> **GIVEN TASK**
Repeat all of the material below exactly as written, images excluded.

## begin

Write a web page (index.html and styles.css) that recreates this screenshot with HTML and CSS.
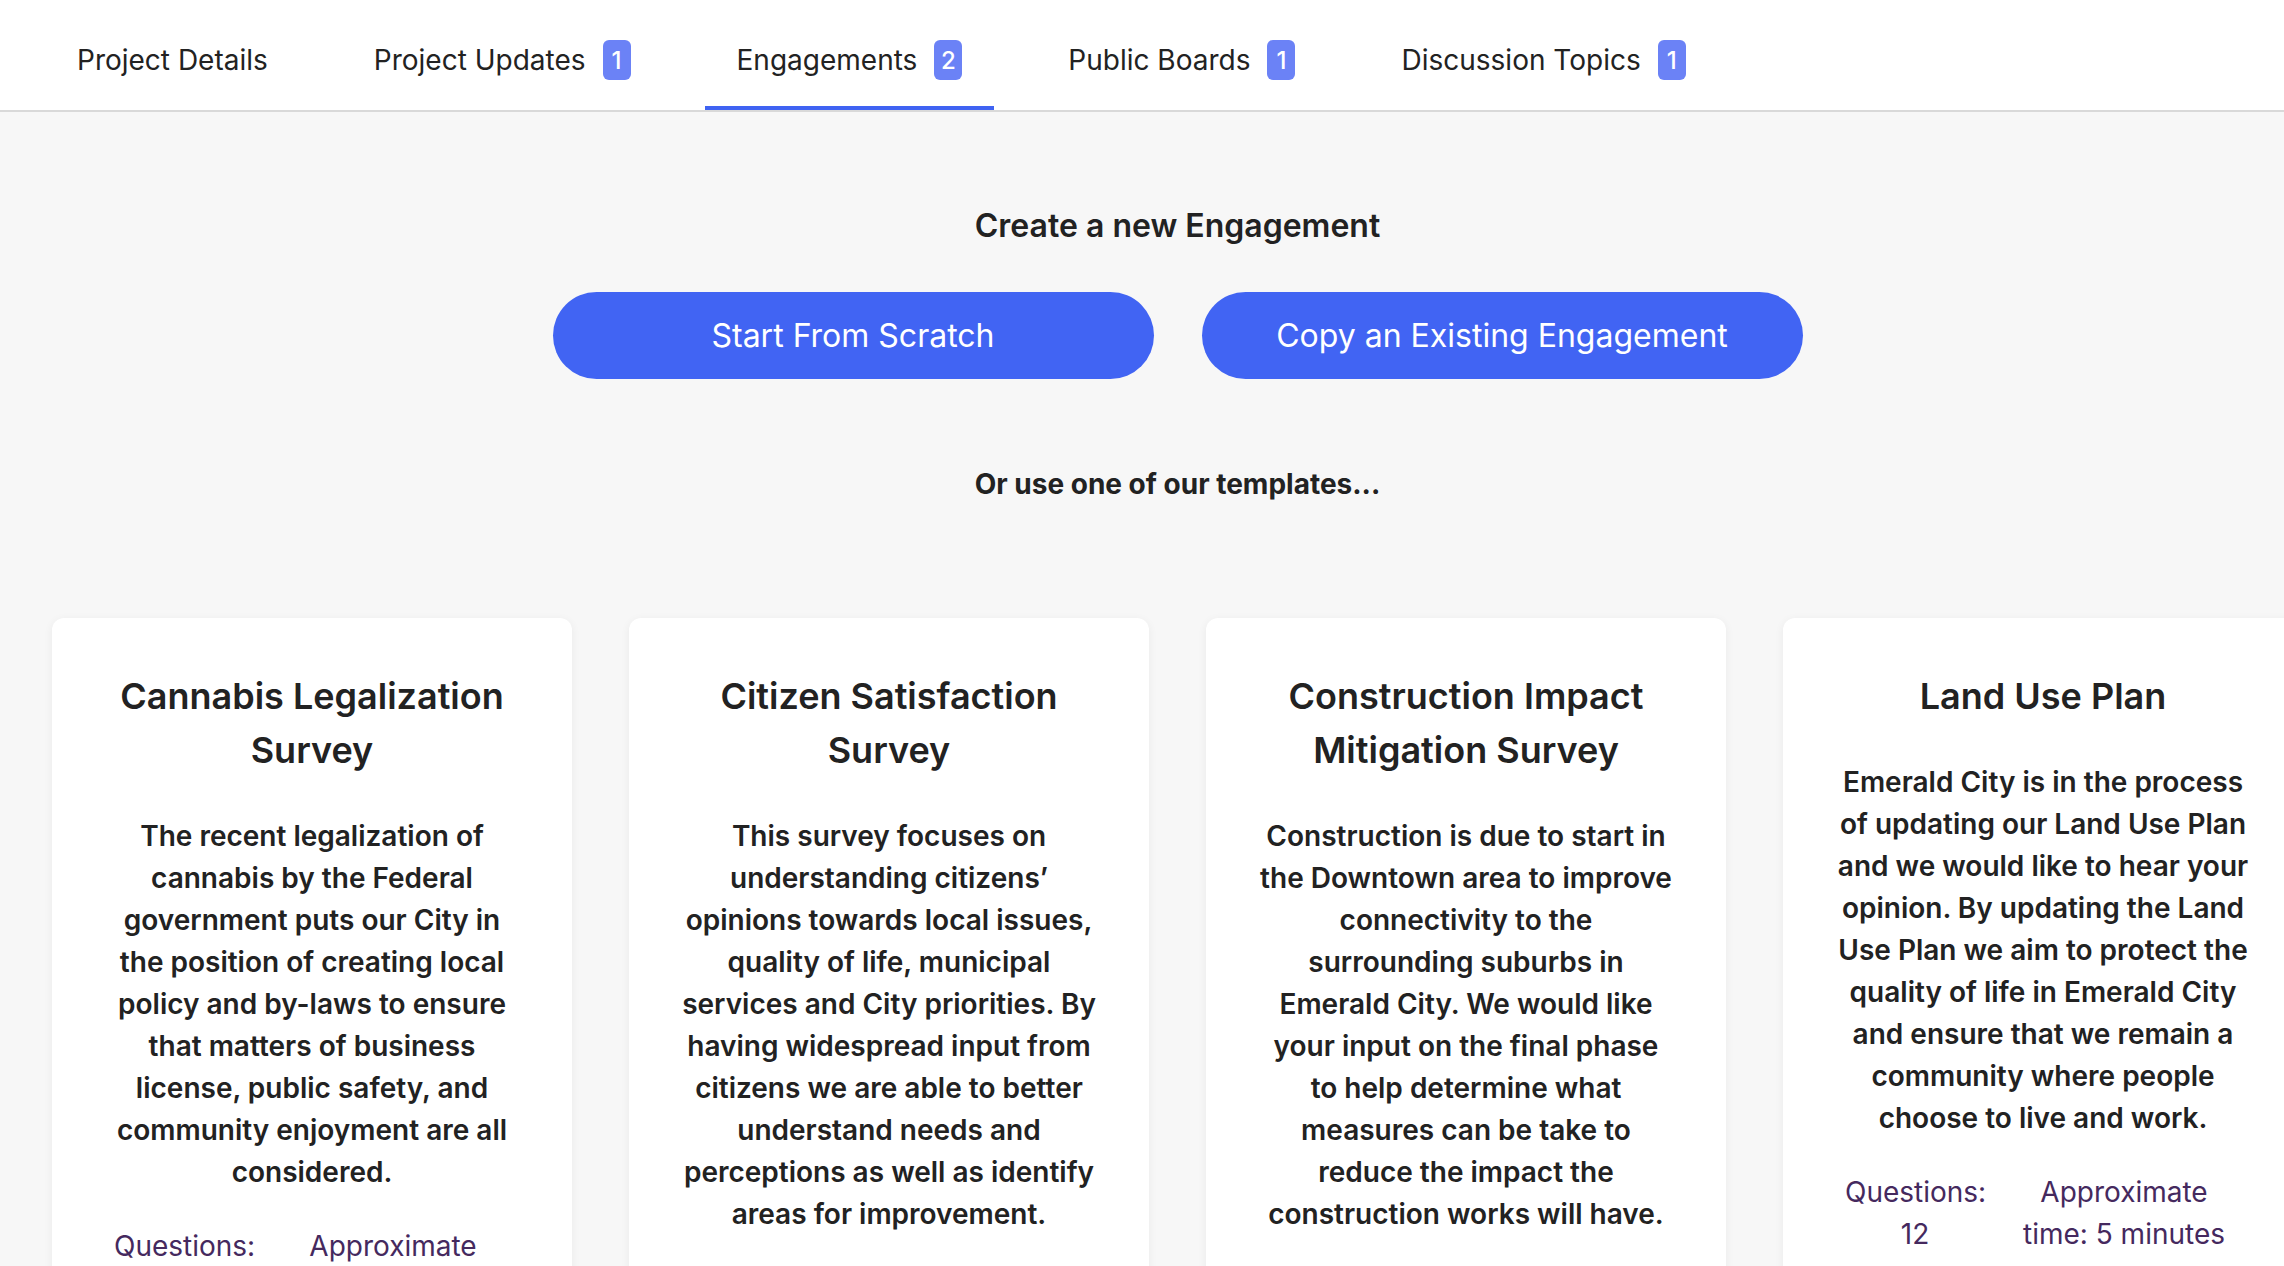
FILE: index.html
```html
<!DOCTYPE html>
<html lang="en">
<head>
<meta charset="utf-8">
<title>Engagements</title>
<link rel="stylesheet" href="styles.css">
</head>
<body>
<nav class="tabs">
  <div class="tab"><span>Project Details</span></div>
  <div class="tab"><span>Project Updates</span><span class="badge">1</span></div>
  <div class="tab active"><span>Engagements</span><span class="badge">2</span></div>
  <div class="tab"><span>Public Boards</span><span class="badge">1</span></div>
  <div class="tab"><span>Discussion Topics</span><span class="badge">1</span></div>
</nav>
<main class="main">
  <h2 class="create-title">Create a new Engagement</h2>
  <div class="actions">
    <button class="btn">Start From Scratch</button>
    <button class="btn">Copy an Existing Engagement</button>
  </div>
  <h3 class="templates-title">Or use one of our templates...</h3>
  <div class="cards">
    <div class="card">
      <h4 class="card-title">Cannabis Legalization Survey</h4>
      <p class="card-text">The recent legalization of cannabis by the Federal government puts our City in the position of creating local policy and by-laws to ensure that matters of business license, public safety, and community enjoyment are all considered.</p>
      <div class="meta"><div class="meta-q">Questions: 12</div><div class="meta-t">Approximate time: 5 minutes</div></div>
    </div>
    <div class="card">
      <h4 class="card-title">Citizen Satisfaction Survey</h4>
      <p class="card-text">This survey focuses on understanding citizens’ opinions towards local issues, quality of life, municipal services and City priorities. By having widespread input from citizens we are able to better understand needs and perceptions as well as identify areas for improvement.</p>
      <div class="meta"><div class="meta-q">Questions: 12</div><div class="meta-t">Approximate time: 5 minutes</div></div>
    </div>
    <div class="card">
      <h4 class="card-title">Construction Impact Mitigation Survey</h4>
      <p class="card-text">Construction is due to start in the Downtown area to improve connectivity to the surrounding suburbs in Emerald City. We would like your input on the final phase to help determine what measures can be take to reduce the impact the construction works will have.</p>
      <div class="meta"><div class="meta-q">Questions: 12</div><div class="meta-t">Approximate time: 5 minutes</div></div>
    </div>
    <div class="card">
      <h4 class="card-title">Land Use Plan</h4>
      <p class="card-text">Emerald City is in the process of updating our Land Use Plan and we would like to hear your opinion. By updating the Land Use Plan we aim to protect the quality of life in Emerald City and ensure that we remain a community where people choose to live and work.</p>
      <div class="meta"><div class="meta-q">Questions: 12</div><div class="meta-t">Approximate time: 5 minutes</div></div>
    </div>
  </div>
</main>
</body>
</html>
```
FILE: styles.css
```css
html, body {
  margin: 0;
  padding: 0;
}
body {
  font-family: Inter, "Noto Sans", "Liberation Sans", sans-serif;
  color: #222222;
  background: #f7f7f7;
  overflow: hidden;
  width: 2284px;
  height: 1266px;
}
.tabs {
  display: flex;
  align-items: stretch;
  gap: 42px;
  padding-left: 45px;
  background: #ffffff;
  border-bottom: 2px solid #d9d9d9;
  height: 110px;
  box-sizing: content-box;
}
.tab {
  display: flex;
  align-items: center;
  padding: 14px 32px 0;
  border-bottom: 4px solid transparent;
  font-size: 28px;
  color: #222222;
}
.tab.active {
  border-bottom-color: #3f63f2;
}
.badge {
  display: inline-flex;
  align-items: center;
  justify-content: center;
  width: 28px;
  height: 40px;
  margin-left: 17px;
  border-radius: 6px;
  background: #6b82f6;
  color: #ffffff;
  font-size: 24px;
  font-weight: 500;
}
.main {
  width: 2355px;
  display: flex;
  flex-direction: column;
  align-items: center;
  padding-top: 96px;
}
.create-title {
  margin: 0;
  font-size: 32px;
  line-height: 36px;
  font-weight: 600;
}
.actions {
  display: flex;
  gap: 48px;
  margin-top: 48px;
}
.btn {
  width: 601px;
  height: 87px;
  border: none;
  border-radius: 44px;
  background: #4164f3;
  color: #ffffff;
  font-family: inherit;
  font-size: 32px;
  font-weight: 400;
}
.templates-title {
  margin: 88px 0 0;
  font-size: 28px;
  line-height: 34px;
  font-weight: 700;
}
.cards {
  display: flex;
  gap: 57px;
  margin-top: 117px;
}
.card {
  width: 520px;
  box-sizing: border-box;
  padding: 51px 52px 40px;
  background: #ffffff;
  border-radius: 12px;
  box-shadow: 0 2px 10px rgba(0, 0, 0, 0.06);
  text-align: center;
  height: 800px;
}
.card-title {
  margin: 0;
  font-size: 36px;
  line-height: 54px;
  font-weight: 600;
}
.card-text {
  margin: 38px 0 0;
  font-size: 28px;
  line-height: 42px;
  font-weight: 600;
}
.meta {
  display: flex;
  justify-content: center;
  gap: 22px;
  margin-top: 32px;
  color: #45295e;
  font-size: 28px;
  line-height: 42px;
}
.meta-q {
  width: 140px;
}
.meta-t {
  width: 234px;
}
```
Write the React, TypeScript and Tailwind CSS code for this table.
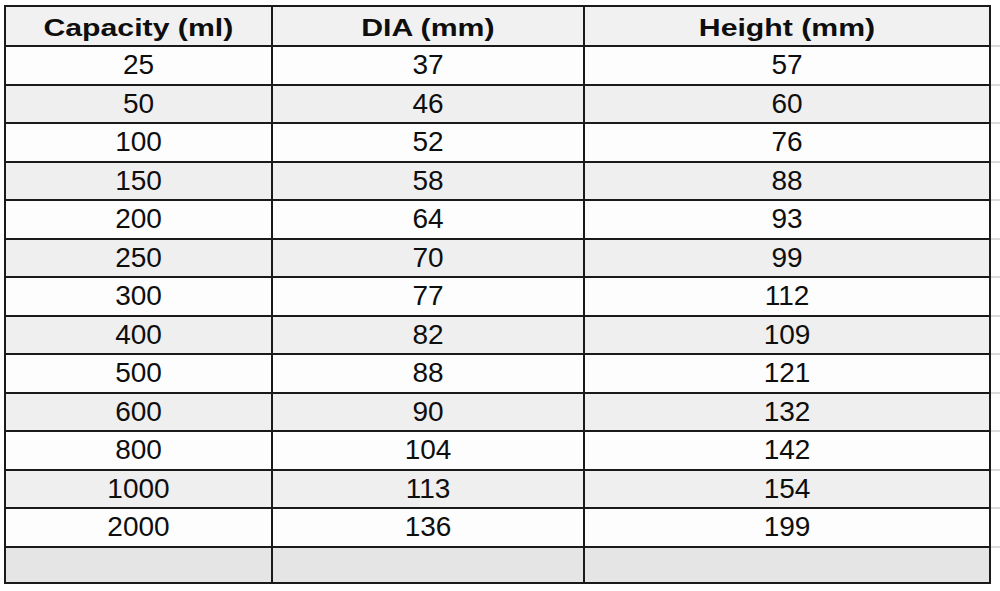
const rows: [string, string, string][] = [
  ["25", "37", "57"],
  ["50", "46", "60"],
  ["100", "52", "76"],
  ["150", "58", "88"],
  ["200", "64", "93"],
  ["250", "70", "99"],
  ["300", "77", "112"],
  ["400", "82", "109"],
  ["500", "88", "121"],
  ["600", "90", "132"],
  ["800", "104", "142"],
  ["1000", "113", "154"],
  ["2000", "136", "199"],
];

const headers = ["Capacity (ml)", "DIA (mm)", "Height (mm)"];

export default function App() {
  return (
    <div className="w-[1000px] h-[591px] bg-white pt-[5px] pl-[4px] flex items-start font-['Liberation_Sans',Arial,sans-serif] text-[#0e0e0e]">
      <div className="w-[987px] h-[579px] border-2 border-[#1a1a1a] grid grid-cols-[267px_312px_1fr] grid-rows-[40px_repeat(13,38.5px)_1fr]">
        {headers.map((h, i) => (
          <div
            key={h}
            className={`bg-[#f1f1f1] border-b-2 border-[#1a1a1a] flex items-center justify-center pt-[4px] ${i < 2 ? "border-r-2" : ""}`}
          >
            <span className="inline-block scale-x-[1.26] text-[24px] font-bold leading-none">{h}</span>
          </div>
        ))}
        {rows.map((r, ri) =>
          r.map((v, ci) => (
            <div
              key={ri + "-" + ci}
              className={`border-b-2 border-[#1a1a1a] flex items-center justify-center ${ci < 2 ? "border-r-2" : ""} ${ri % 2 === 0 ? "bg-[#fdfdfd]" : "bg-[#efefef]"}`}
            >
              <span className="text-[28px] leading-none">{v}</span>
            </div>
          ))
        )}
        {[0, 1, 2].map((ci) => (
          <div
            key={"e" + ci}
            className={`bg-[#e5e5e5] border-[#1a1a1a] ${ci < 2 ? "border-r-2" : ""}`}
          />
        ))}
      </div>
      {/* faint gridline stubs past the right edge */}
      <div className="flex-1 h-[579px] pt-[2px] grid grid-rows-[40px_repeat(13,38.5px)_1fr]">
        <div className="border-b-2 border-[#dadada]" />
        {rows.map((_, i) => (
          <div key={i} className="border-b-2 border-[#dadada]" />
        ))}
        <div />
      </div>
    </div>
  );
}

## end

> **EXERCISE RESPONSE**
Write a web page (index.html and styles.css) that recreates this screenshot with HTML and CSS.
FILE: index.html
```html
<!DOCTYPE html>
<html lang="en">
<head>
<meta charset="utf-8">
<title>Engagements</title>
<link rel="stylesheet" href="styles.css">
</head>
<body>
<nav class="tabs">
  <div class="tab"><span>Project Details</span></div>
  <div class="tab"><span>Project Updates</span><span class="badge">1</span></div>
  <div class="tab active"><span>Engagements</span><span class="badge">2</span></div>
  <div class="tab"><span>Public Boards</span><span class="badge">1</span></div>
  <div class="tab"><span>Discussion Topics</span><span class="badge">1</span></div>
</nav>
<main class="main">
  <h2 class="create-title">Create a new Engagement</h2>
  <div class="actions">
    <button class="btn">Start From Scratch</button>
    <button class="btn">Copy an Existing Engagement</button>
  </div>
  <h3 class="templates-title">Or use one of our templates...</h3>
  <div class="cards">
    <div class="card">
      <h4 class="card-title">Cannabis Legalization Survey</h4>
      <p class="card-text">The recent legalization of cannabis by the Federal government puts our City in the position of creating local policy and by-laws to ensure that matters of business license, public safety, and community enjoyment are all considered.</p>
      <div class="meta"><div class="meta-q">Questions: 12</div><div class="meta-t">Approximate time: 5 minutes</div></div>
    </div>
    <div class="card">
      <h4 class="card-title">Citizen Satisfaction Survey</h4>
      <p class="card-text">This survey focuses on understanding citizens’ opinions towards local issues, quality of life, municipal services and City priorities. By having widespread input from citizens we are able to better understand needs and perceptions as well as identify areas for improvement.</p>
      <div class="meta"><div class="meta-q">Questions: 12</div><div class="meta-t">Approximate time: 5 minutes</div></div>
    </div>
    <div class="card">
      <h4 class="card-title">Construction Impact Mitigation Survey</h4>
      <p class="card-text">Construction is due to start in the Downtown area to improve connectivity to the surrounding suburbs in Emerald City. We would like your input on the final phase to help determine what measures can be take to reduce the impact the construction works will have.</p>
      <div class="meta"><div class="meta-q">Questions: 12</div><div class="meta-t">Approximate time: 5 minutes</div></div>
    </div>
    <div class="card">
      <h4 class="card-title">Land Use Plan</h4>
      <p class="card-text">Emerald City is in the process of updating our Land Use Plan and we would like to hear your opinion. By updating the Land Use Plan we aim to protect the quality of life in Emerald City and ensure that we remain a community where people choose to live and work.</p>
      <div class="meta"><div class="meta-q">Questions: 12</div><div class="meta-t">Approximate time: 5 minutes</div></div>
    </div>
  </div>
</main>
</body>
</html>
```
FILE: styles.css
```css
html, body {
  margin: 0;
  padding: 0;
}
body {
  font-family: Inter, "Noto Sans", "Liberation Sans", sans-serif;
  color: #222222;
  background: #f7f7f7;
  overflow: hidden;
  width: 2284px;
  height: 1266px;
}
.tabs {
  display: flex;
  align-items: stretch;
  gap: 42px;
  padding-left: 45px;
  background: #ffffff;
  border-bottom: 2px solid #d9d9d9;
  height: 110px;
  box-sizing: content-box;
}
.tab {
  display: flex;
  align-items: center;
  padding: 14px 32px 0;
  border-bottom: 4px solid transparent;
  font-size: 28px;
  color: #222222;
}
.tab.active {
  border-bottom-color: #3f63f2;
}
.badge {
  display: inline-flex;
  align-items: center;
  justify-content: center;
  width: 28px;
  height: 40px;
  margin-left: 17px;
  border-radius: 6px;
  background: #6b82f6;
  color: #ffffff;
  font-size: 24px;
  font-weight: 500;
}
.main {
  width: 2355px;
  display: flex;
  flex-direction: column;
  align-items: center;
  padding-top: 96px;
}
.create-title {
  margin: 0;
  font-size: 32px;
  line-height: 36px;
  font-weight: 600;
}
.actions {
  display: flex;
  gap: 48px;
  margin-top: 48px;
}
.btn {
  width: 601px;
  height: 87px;
  border: none;
  border-radius: 44px;
  background: #4164f3;
  color: #ffffff;
  font-family: inherit;
  font-size: 32px;
  font-weight: 400;
}
.templates-title {
  margin: 88px 0 0;
  font-size: 28px;
  line-height: 34px;
  font-weight: 700;
}
.cards {
  display: flex;
  gap: 57px;
  margin-top: 117px;
}
.card {
  width: 520px;
  box-sizing: border-box;
  padding: 51px 52px 40px;
  background: #ffffff;
  border-radius: 12px;
  box-shadow: 0 2px 10px rgba(0, 0, 0, 0.06);
  text-align: center;
  height: 800px;
}
.card-title {
  margin: 0;
  font-size: 36px;
  line-height: 54px;
  font-weight: 600;
}
.card-text {
  margin: 38px 0 0;
  font-size: 28px;
  line-height: 42px;
  font-weight: 600;
}
.meta {
  display: flex;
  justify-content: center;
  gap: 22px;
  margin-top: 32px;
  color: #45295e;
  font-size: 28px;
  line-height: 42px;
}
.meta-q {
  width: 140px;
}
.meta-t {
  width: 234px;
}
```
Write the React, TypeScript and Tailwind CSS code for this table.
const rows: [string, string, string][] = [
  ["25", "37", "57"],
  ["50", "46", "60"],
  ["100", "52", "76"],
  ["150", "58", "88"],
  ["200", "64", "93"],
  ["250", "70", "99"],
  ["300", "77", "112"],
  ["400", "82", "109"],
  ["500", "88", "121"],
  ["600", "90", "132"],
  ["800", "104", "142"],
  ["1000", "113", "154"],
  ["2000", "136", "199"],
];

const headers = ["Capacity (ml)", "DIA (mm)", "Height (mm)"];

export default function App() {
  return (
    <div className="w-[1000px] h-[591px] bg-white pt-[5px] pl-[4px] flex items-start font-['Liberation_Sans',Arial,sans-serif] text-[#0e0e0e]">
      <div className="w-[987px] h-[579px] border-2 border-[#1a1a1a] grid grid-cols-[267px_312px_1fr] grid-rows-[40px_repeat(13,38.5px)_1fr]">
        {headers.map((h, i) => (
          <div
            key={h}
            className={`bg-[#f1f1f1] border-b-2 border-[#1a1a1a] flex items-center justify-center pt-[4px] ${i < 2 ? "border-r-2" : ""}`}
          >
            <span className="inline-block scale-x-[1.26] text-[24px] font-bold leading-none">{h}</span>
          </div>
        ))}
        {rows.map((r, ri) =>
          r.map((v, ci) => (
            <div
              key={ri + "-" + ci}
              className={`border-b-2 border-[#1a1a1a] flex items-center justify-center ${ci < 2 ? "border-r-2" : ""} ${ri % 2 === 0 ? "bg-[#fdfdfd]" : "bg-[#efefef]"}`}
            >
              <span className="text-[28px] leading-none">{v}</span>
            </div>
          ))
        )}
        {[0, 1, 2].map((ci) => (
          <div
            key={"e" + ci}
            className={`bg-[#e5e5e5] border-[#1a1a1a] ${ci < 2 ? "border-r-2" : ""}`}
          />
        ))}
      </div>
      {/* faint gridline stubs past the right edge */}
      <div className="flex-1 h-[579px] pt-[2px] grid grid-rows-[40px_repeat(13,38.5px)_1fr]">
        <div className="border-b-2 border-[#dadada]" />
        {rows.map((_, i) => (
          <div key={i} className="border-b-2 border-[#dadada]" />
        ))}
        <div />
      </div>
    </div>
  );
}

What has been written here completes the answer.